▶ [Available data]

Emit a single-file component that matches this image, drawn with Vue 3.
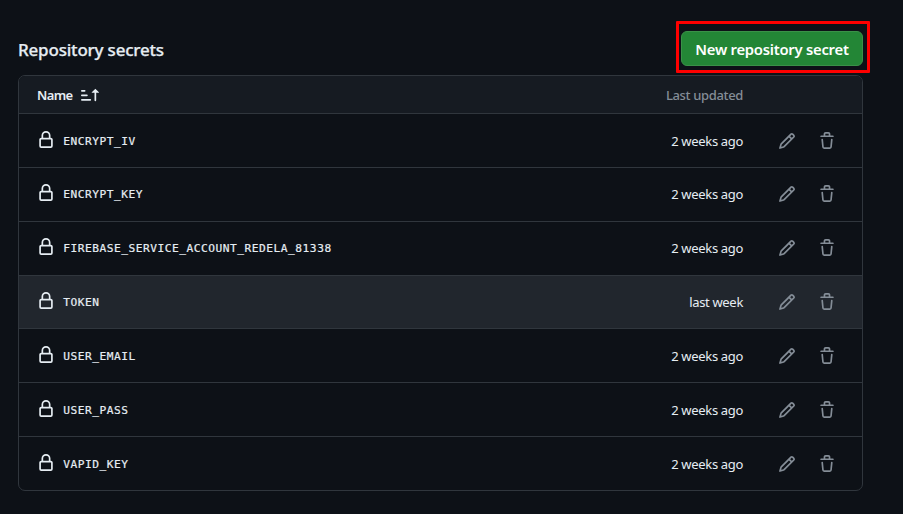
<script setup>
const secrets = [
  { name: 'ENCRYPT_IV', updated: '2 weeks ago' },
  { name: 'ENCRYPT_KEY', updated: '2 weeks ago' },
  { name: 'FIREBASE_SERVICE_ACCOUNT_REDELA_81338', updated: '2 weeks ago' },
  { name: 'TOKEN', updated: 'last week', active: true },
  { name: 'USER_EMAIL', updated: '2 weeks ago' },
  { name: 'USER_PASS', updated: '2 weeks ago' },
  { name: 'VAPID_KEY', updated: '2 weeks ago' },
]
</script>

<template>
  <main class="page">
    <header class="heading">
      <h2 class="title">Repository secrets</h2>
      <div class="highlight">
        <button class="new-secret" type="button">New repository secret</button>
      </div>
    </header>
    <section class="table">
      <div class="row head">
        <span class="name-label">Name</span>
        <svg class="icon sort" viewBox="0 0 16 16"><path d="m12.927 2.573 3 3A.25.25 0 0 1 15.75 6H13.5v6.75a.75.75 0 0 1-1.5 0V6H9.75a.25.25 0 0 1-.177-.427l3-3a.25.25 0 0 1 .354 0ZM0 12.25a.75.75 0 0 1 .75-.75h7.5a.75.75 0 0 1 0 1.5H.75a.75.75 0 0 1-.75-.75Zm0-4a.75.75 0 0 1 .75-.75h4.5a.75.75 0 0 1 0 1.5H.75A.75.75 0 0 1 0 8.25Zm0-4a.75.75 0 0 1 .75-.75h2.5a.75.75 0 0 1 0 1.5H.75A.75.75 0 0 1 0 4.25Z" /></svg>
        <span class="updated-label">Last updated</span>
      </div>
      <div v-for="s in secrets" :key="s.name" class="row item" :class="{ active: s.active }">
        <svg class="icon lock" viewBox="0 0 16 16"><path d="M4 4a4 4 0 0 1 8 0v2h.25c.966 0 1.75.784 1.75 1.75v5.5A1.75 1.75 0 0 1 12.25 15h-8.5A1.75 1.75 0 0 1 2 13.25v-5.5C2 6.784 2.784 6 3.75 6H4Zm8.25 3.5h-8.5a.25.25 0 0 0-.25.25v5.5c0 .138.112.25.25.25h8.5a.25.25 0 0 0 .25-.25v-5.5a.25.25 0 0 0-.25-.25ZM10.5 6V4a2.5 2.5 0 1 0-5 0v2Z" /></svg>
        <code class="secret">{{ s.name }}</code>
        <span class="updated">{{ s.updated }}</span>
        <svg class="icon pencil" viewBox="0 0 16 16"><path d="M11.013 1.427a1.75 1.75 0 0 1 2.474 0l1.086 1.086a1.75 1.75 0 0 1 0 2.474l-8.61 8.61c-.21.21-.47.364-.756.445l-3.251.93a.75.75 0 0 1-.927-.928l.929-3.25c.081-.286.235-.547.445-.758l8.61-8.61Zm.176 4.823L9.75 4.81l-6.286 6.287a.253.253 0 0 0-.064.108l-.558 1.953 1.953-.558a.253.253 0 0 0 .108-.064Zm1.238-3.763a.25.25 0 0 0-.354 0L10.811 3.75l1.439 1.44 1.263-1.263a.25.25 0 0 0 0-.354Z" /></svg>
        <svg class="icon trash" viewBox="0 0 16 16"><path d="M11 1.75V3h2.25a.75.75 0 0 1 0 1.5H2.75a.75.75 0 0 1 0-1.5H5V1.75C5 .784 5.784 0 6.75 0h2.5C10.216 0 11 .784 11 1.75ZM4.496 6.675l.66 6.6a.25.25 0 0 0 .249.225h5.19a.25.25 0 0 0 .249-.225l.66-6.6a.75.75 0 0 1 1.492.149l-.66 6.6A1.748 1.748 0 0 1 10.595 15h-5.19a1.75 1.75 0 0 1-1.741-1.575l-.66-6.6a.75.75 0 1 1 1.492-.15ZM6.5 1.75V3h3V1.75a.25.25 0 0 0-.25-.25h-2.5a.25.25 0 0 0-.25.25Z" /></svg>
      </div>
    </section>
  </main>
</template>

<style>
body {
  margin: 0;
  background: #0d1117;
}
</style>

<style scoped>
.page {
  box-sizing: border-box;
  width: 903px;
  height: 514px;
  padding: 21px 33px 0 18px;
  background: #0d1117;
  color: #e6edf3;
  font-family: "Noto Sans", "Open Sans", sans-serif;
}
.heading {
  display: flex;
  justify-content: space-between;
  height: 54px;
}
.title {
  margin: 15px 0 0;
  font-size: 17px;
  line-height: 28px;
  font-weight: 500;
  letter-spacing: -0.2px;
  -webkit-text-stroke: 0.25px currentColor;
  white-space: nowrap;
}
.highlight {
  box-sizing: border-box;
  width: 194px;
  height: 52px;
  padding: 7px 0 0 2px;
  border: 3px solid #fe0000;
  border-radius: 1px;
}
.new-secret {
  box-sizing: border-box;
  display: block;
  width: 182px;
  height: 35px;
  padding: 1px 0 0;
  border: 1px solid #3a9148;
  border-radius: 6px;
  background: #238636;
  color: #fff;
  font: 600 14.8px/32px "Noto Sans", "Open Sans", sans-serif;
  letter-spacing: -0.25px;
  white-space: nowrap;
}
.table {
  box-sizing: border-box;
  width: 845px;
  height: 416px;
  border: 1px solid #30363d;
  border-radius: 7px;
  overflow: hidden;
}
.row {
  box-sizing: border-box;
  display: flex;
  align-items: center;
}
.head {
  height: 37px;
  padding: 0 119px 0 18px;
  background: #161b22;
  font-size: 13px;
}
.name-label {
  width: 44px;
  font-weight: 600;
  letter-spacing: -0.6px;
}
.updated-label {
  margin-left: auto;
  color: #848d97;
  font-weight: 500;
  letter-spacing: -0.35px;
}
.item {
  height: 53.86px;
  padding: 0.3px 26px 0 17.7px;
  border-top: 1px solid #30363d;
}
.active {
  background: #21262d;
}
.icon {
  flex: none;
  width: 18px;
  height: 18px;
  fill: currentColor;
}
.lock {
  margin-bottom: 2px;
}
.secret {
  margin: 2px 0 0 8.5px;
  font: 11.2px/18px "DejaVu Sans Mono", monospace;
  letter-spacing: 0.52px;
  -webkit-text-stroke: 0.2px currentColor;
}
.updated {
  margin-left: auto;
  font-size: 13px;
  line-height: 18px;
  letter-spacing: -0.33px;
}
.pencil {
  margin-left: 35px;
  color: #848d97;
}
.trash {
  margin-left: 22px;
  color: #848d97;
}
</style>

--

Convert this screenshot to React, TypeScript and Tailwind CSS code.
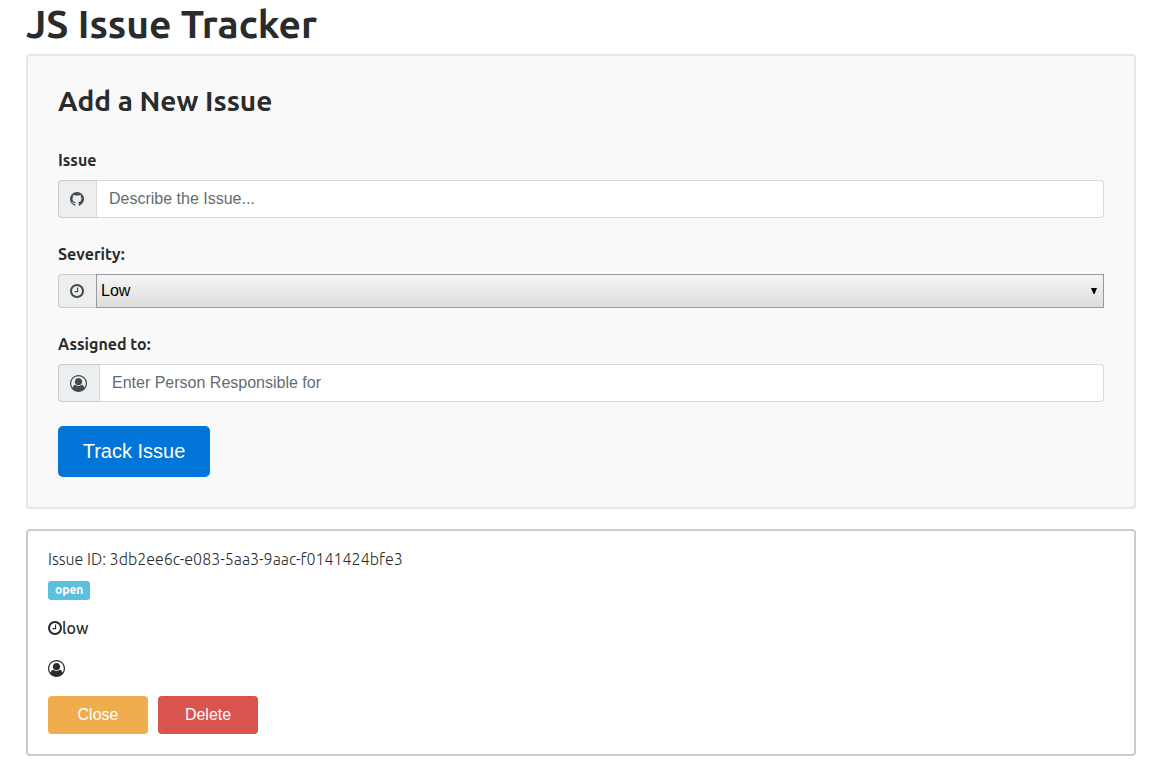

▶ [Task details] Check each line of the records above for "this", and copy those that have it.

▶ [Solution]
Emit a single-file component that matches this image, drawn with Vue 3.
Convert this screenshot to React, TypeScript and Tailwind CSS code.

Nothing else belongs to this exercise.